WHAT THE TASK ASKS
Lines containing "page" are to be counted. Give the number and nothing more.
━━━━━━━━━━━━━━━━━━━━
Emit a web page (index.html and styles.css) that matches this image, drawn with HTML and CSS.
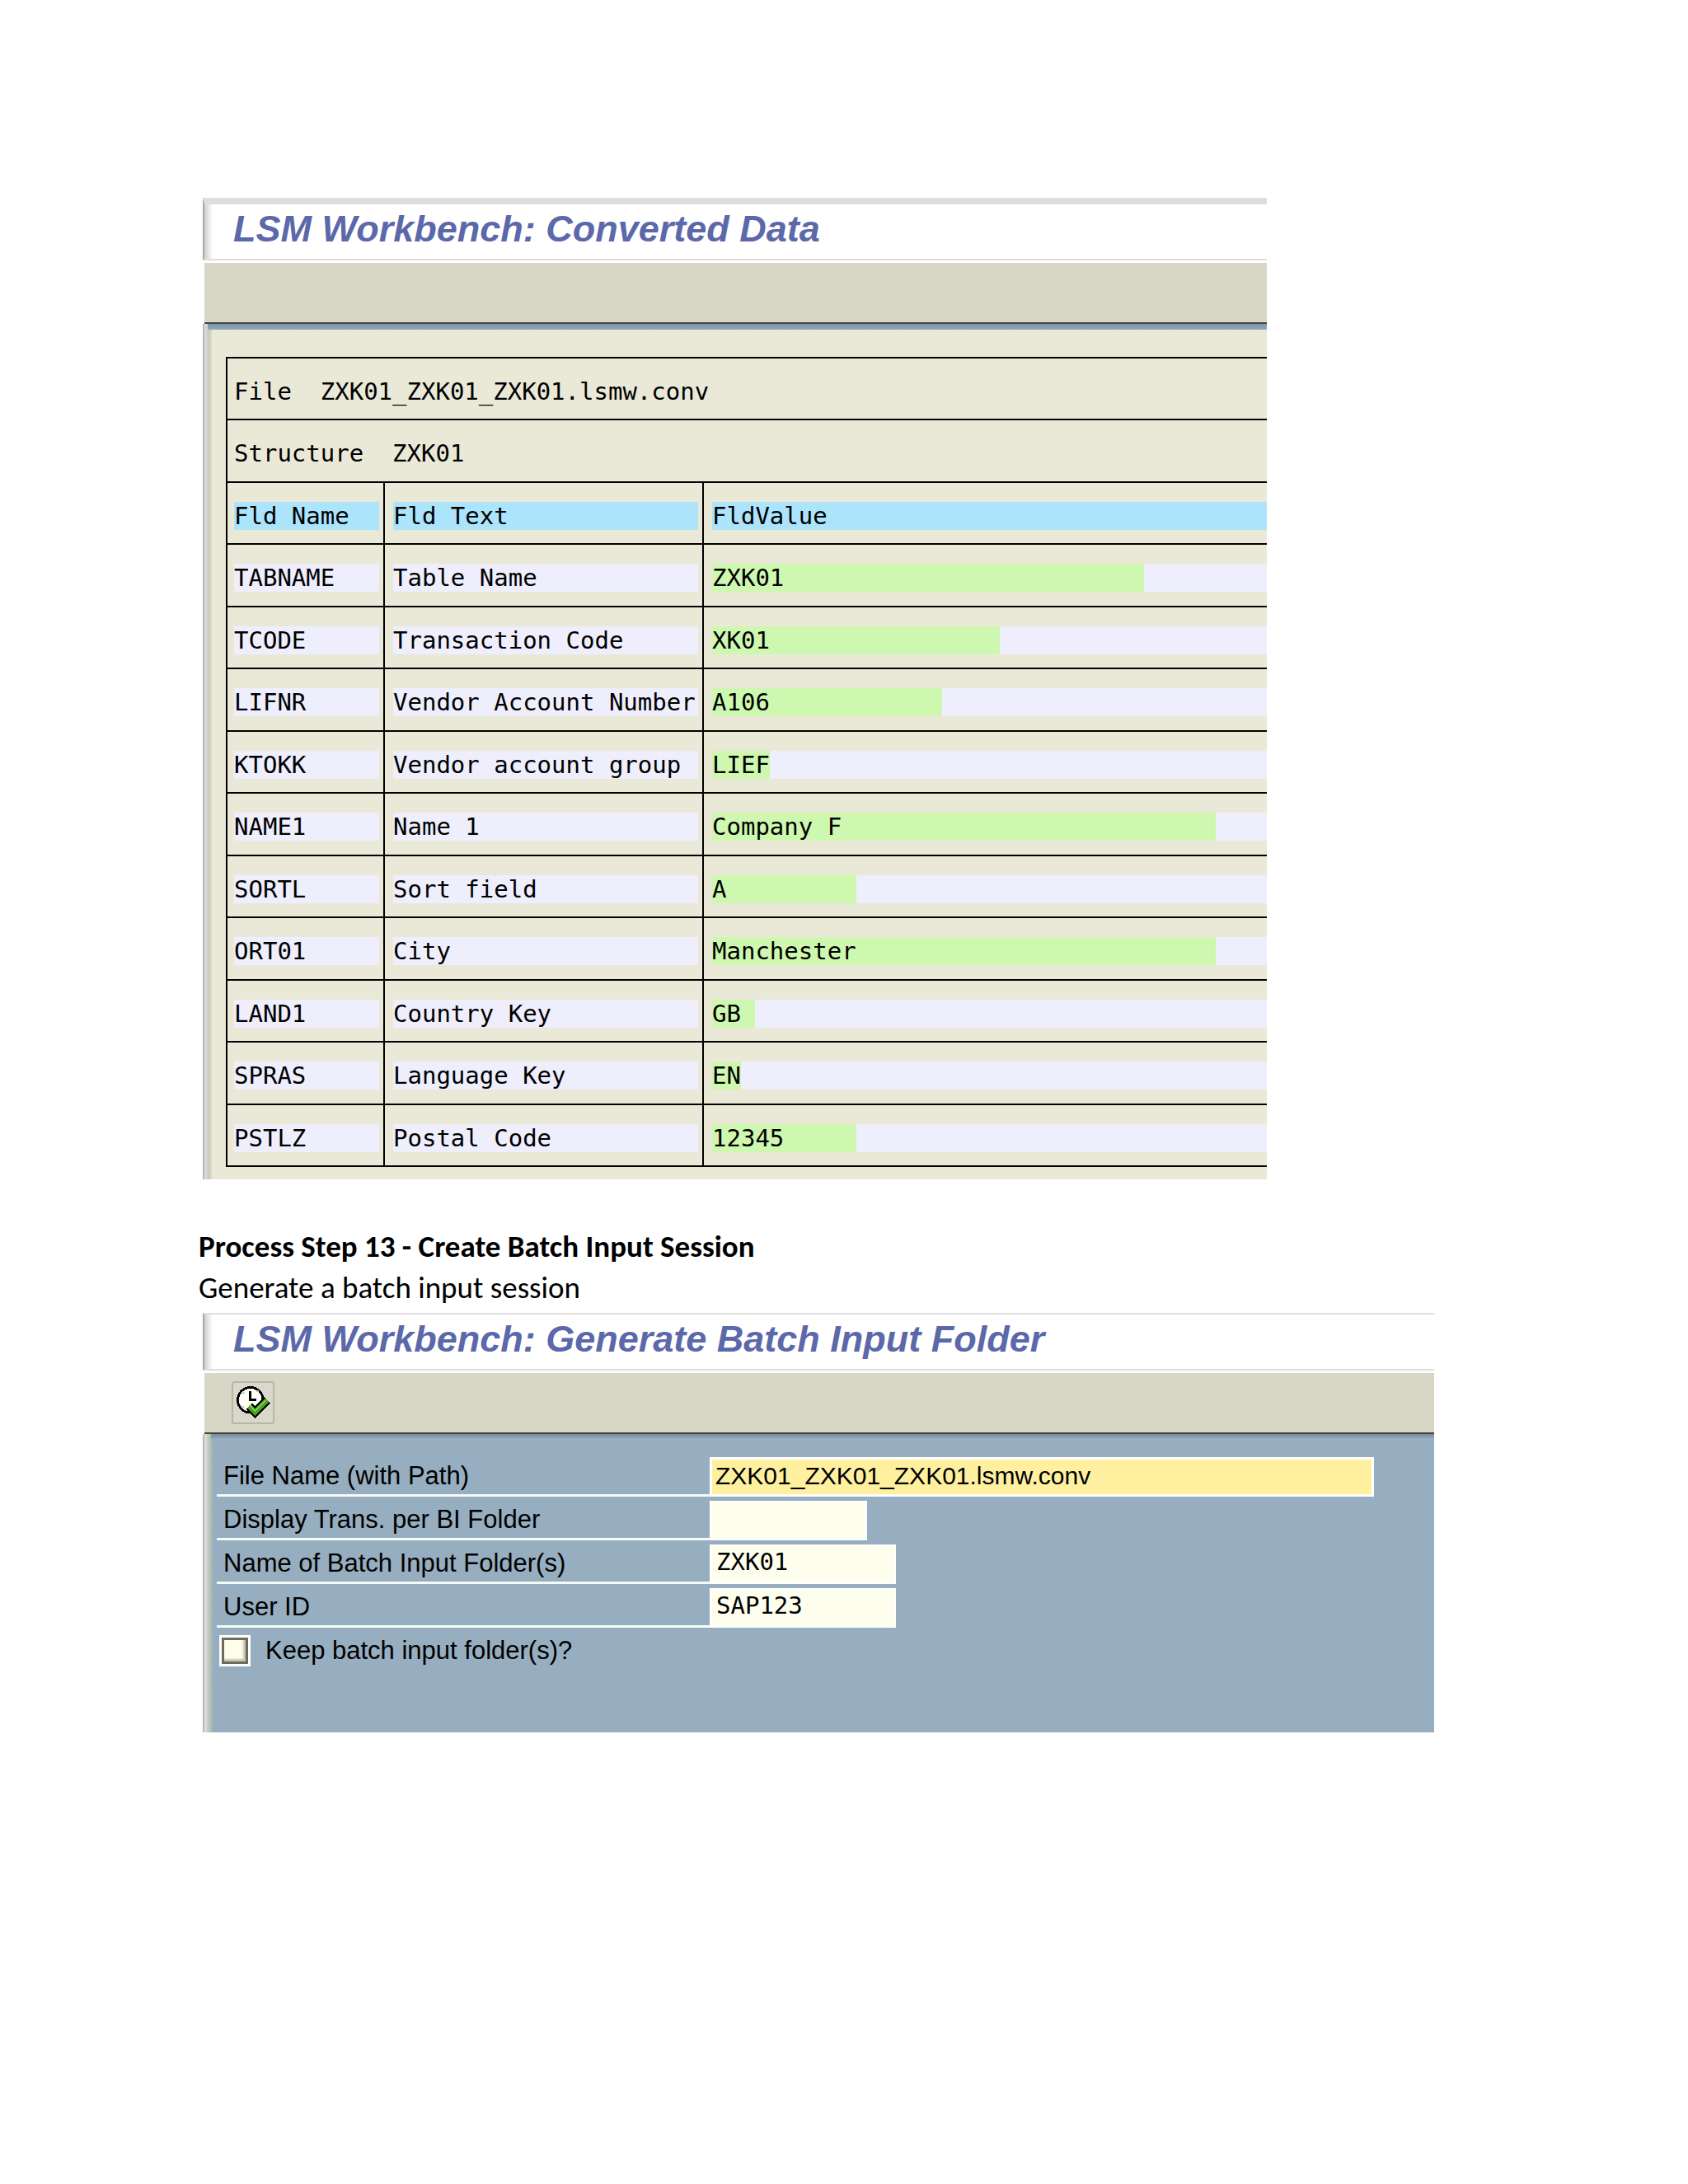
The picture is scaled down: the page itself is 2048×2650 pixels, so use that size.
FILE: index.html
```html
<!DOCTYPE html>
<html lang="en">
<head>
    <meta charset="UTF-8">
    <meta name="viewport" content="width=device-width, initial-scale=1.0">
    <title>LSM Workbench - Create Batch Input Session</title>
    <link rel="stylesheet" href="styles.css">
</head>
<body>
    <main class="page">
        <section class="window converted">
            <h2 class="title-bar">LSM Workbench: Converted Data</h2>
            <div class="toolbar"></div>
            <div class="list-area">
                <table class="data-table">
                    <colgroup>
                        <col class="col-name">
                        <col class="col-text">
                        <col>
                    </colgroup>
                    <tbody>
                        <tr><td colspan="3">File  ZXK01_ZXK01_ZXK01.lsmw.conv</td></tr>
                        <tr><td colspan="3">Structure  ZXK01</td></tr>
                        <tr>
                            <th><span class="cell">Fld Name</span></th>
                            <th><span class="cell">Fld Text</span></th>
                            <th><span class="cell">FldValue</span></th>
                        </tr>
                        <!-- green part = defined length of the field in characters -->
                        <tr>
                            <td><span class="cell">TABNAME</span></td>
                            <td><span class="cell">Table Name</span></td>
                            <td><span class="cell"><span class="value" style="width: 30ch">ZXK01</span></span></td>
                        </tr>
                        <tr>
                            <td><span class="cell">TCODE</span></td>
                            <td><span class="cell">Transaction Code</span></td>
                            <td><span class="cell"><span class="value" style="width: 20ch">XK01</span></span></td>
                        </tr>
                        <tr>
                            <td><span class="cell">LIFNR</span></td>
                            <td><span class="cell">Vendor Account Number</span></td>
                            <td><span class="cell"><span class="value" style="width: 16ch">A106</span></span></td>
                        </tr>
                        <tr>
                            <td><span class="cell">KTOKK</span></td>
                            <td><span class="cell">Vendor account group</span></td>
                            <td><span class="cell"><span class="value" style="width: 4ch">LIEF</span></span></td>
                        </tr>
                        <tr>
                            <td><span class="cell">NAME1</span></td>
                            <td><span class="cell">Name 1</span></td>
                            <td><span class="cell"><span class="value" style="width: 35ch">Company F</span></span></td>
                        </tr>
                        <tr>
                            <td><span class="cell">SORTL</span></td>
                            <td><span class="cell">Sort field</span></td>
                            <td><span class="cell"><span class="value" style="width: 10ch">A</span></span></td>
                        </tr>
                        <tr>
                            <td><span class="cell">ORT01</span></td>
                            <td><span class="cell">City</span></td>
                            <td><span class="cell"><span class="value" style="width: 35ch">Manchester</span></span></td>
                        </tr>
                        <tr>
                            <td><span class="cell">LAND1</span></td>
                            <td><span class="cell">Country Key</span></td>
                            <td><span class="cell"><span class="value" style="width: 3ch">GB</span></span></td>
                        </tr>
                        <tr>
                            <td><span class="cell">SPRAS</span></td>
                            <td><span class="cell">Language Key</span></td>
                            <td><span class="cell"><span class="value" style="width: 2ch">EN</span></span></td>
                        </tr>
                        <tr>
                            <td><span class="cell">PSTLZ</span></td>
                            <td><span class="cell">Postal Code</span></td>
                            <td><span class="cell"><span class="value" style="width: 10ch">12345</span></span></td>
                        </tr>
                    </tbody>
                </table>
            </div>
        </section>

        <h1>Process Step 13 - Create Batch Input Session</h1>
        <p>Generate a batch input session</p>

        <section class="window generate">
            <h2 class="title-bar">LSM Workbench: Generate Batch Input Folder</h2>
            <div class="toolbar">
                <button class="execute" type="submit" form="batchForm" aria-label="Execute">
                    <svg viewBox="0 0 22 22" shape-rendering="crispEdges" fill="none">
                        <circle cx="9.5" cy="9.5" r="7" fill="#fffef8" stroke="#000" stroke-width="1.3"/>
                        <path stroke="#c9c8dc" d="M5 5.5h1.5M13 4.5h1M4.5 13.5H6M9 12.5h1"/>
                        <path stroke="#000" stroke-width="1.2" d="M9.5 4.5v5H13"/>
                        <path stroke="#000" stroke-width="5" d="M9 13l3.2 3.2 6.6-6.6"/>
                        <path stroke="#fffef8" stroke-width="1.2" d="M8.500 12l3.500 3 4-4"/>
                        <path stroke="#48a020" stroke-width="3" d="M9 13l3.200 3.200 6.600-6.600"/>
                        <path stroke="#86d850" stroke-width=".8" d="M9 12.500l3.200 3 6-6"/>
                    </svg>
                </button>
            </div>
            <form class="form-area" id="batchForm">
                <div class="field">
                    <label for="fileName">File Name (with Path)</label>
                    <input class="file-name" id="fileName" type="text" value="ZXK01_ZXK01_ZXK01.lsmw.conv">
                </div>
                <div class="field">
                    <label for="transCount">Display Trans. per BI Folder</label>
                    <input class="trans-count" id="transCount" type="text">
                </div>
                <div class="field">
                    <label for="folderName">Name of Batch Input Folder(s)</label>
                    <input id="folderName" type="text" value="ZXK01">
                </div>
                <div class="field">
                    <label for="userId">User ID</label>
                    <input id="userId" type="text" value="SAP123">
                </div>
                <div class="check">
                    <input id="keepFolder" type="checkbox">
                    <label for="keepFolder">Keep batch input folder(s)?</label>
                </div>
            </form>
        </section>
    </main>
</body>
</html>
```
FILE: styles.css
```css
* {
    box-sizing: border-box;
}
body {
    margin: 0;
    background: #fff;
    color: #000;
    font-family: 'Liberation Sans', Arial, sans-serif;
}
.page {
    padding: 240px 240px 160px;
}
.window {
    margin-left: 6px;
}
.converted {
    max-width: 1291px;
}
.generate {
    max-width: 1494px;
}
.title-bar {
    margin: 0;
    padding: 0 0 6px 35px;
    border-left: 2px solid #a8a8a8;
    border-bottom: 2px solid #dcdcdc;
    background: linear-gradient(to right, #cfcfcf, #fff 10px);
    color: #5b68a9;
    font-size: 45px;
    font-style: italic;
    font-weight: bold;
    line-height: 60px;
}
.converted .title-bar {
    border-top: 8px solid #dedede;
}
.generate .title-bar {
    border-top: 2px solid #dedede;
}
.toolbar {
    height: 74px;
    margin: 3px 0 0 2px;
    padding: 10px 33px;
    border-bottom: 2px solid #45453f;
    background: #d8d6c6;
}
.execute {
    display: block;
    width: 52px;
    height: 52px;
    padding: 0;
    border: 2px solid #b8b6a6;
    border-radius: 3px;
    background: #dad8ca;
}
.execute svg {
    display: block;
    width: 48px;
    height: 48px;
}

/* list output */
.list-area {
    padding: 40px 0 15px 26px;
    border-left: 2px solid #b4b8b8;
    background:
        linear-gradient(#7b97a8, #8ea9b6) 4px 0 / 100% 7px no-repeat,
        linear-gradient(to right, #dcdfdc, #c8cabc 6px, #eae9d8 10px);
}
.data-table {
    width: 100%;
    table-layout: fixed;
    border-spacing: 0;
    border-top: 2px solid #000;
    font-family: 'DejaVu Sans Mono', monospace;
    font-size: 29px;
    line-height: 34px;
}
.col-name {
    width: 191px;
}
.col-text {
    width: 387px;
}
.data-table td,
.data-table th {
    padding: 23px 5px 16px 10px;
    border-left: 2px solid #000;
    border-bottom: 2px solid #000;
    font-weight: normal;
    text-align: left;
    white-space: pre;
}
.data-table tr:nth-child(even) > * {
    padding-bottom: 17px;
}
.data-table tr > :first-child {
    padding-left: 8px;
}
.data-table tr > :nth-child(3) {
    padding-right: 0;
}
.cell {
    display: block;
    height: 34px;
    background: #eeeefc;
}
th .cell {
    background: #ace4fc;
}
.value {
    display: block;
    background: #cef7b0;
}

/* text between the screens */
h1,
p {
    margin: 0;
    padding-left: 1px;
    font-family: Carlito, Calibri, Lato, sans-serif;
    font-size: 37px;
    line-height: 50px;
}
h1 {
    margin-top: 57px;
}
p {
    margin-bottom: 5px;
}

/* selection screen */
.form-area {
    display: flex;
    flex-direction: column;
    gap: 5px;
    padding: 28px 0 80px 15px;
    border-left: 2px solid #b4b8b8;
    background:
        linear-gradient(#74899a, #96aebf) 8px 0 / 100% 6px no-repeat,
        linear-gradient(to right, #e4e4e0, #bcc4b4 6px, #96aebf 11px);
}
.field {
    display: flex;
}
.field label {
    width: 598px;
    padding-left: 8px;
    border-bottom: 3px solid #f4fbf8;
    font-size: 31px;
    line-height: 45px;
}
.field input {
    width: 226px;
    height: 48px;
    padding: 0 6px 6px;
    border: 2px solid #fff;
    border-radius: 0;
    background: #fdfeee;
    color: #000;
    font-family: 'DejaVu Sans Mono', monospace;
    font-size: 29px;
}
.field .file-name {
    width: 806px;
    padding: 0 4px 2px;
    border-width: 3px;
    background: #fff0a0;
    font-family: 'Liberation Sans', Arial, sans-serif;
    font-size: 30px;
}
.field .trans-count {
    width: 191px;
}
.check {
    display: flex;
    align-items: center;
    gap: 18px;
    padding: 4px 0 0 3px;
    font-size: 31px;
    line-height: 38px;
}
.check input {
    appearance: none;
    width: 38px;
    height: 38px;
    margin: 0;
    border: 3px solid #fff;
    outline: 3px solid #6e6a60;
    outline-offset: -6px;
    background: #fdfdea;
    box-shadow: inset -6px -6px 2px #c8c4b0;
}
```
━━━━━━━━━━━━━━━━━━━━
THE RESULT
4